M.A : Les conditions de travail influent beaucoup sur la manière dont la profession de designer est vécue. Dans votre cas, diriez-vous que la coopération avec vos collègues (partenaires de travail) est satisfaisante ? Vous sentez-vous reconnu dans vos capacités propres ou, à l’inverse, souffrez-vous d’indifférence, voire de mépris ? Pourriez-vous décrire des situations correspondant à ce que vous éprouvez ?

Sh.M : Notre bureau de style était situé à Paris pendant plus de 30 ans, et les 15 dernières années, nous faisions les collections d'actualisation pour les grands groupes français et européens. Nos collections étaient bien étudiées, mettant surtout en avant les tendances de la saison pour donner une impression « made in France » à l'enseigne. Mais, malheureusement, nous n'avons jamais été appréciés comme partenaires.
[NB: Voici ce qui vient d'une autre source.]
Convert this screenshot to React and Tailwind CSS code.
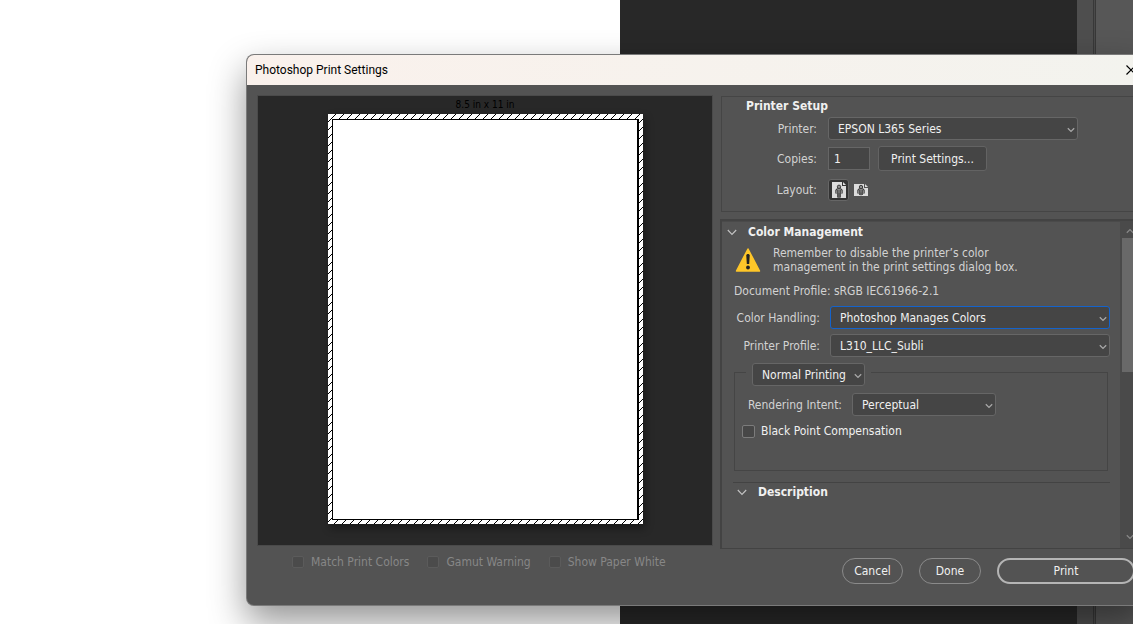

2. Éthique et horizon politique

M.A : Le second volet de notre entretien porte plutôt sur des questions d’ordre éthique et sur le sens politique du métier de designer. Avez-vous l’impression que le milieu du design est dépourvu d’éthique ? Qu’il est peu soucieux de ce qu’il produit, de pour qui les projets sont faits, de comment ces derniers sont conçus puis réalisés, etc. Ou avez-vous plutôt le sentiment que la profession suit une sorte de déontologie, même si cette dernière n’est pas toujours clairement énoncée ?
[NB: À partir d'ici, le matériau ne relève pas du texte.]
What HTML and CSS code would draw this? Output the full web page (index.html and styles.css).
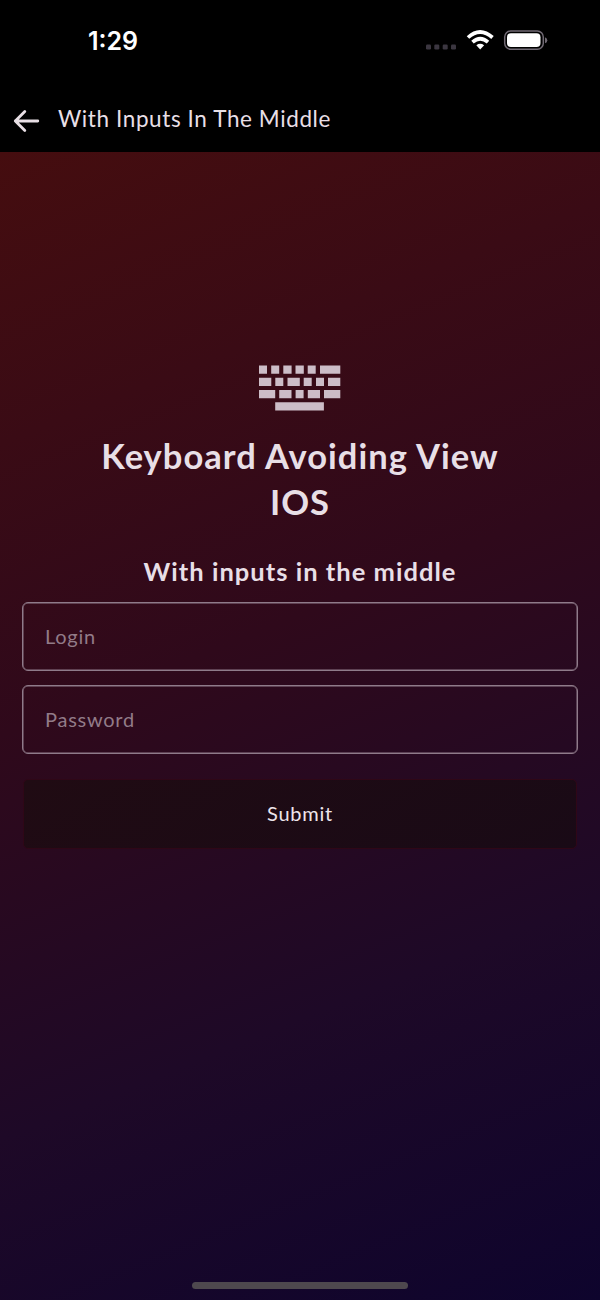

Sh.M : Comme nous le savons tous, la politique sociale est basée sur l'économie, et donc la question d'ordre éthique n'est pas toujours respectée.

M.A : Avez-vous personnellement vécu une situation de projet (ou autre) qui vous a posé un « cas de conscience » ? Avez-vous recueilli des témoignages de collègues (ou partenaires de travail) ayant vécu ce type de difficulté morale au travail ?
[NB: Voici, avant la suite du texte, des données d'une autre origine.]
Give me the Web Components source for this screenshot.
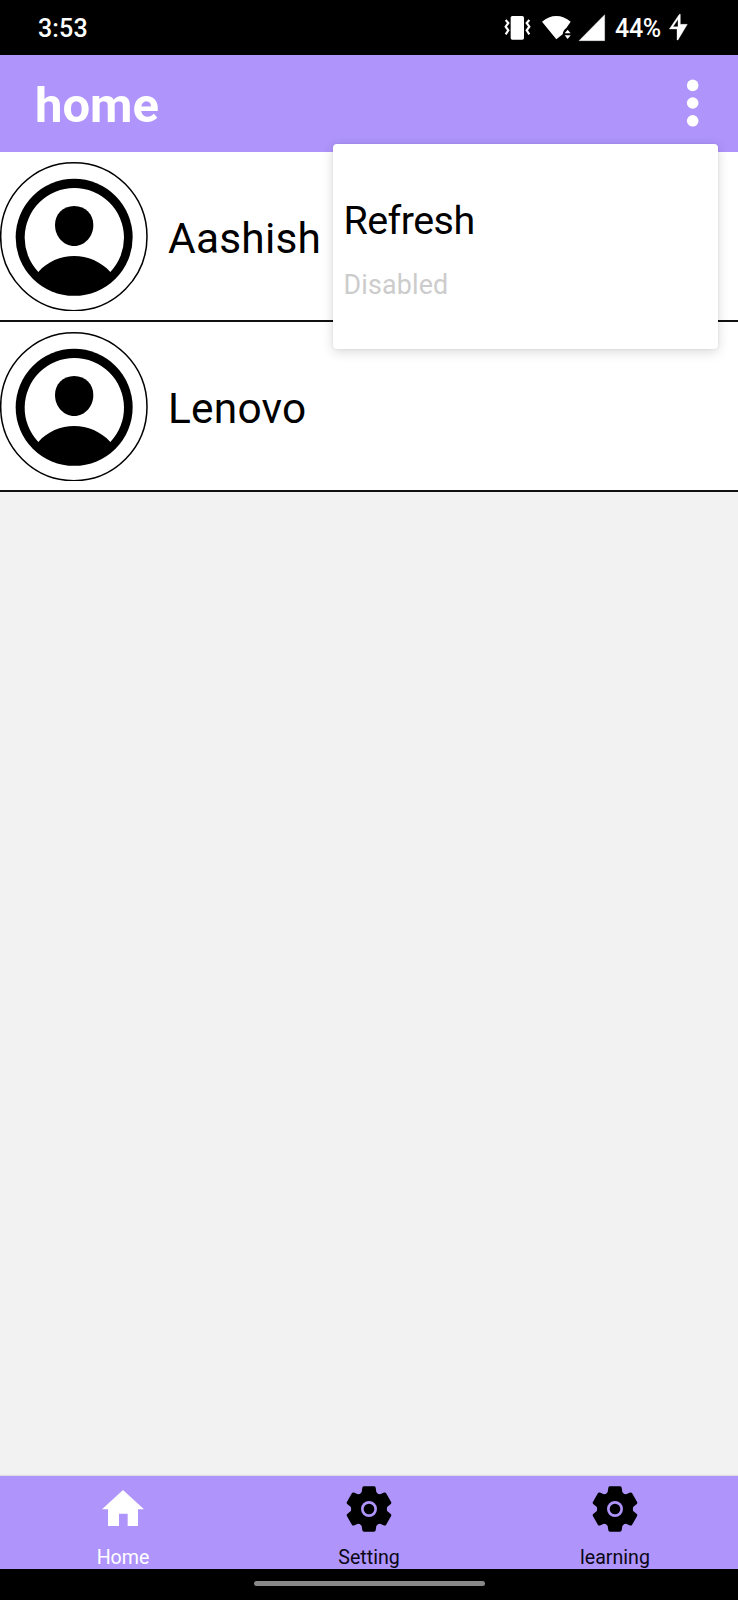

Sh.M : Oui, bien sûr, nous étions un bureau de style au service de certains clients qui n'hésitaient pas à rejeter nos créations comme n'étant pas assez proches de leur direction artistique. Mais, ensuite, ils les copiaient et les fabriquaient à l'étranger.

M.A : L’histoire du XXe siècle nous apprend que des designers ont pu se mettre au service de régimes totalitaires. Pensez-vous que la profession a gardé mémoire ou a l’intuition de cette compromission ? Dans une perspective plus contemporaine, les designers vous paraissent-ils préoccupés par des questions sociales et politiques ? Par des manières plus justes d’organiser la vie de nos sociétés (ZAD, ou autres), la distribution du travail et des produits du travail (coopératives…), l’accession à l’éducation ou à la santé, pour ne prendre que quelques exemples, et à la façon dont le design peut jouer un rôle ?

Sh.M : Cette dernière question nécessite une analyse et un débat car il y a tout un travail de fond à faire sur la relocalisation. Nous ne pouvons plus rien faire pour le passé, mais en revanche, nous pouvons construire l'avenir en nous servant d'une riche expérience.

3. Science et design

M.A : Le troisième et dernier volet de notre enquête traite des connaissances relatives au design.

Pourriez-vous nous expliquer quelle formation vous avez suivie ? Dans une précédente enquête portant sur les formations, des designers assimilaient théorie du design et histoire. Est-ce aussi votre cas, ou auriez-vous d’autres exemples de théories concernant le design ou élaborées à partir du design ?

Sh.M : Je suis née dans une famille de designers en Iran, ce qui m'a permis d'être assez à l'aise dans mon métier de designer. En France, j'ai suivi une formation en économie et commerce. Je pense qu'un designer peut beaucoup apporter à la société en combinant les tendances avec les besoins du moment. Être à la fois artiste et sociologue !

M.A : Il semble que, parfois, le milieu du design se tient à distance du type d’entretien que nous menons ensemble, par exemple, c’est-à-dire d’une tentative pour connaître scientifiquement le design et ses pratiques. Pensez-vous qu’il s’agisse de désintérêt, de rejet épidermique, de crainte ? Ou que ce soit là une vue faussée ?

Sh.M : Je pense qu'il vaut mieux être optimiste et continuer à considérer le design comme toutes les autres sciences.

4. Conclusion

M.A : Y a-t-il un point sur lequel vous souhaitez revenir ? Un autre que vous souhaitez aborder ?

Sh.M : Aider à valoriser et considérer le travail d'un designer comme une locomotive pour le reste de l'équipe.

M.A : Encore merci pour le temps que vous m’avez accordé.

Sh.M : Merci bien.


  1. À ce sujet voir https://modart-paris.ir, [consulté le 17 janvier 2024], et https://chezscheyda.com, [consulté le 17 janvier 2024]. 

  2. Maryam Alikhani est étudiante en Master 2 « Design, Arts, Médias », Paris 1 Panthéon-Sorbonne, 2023-2024.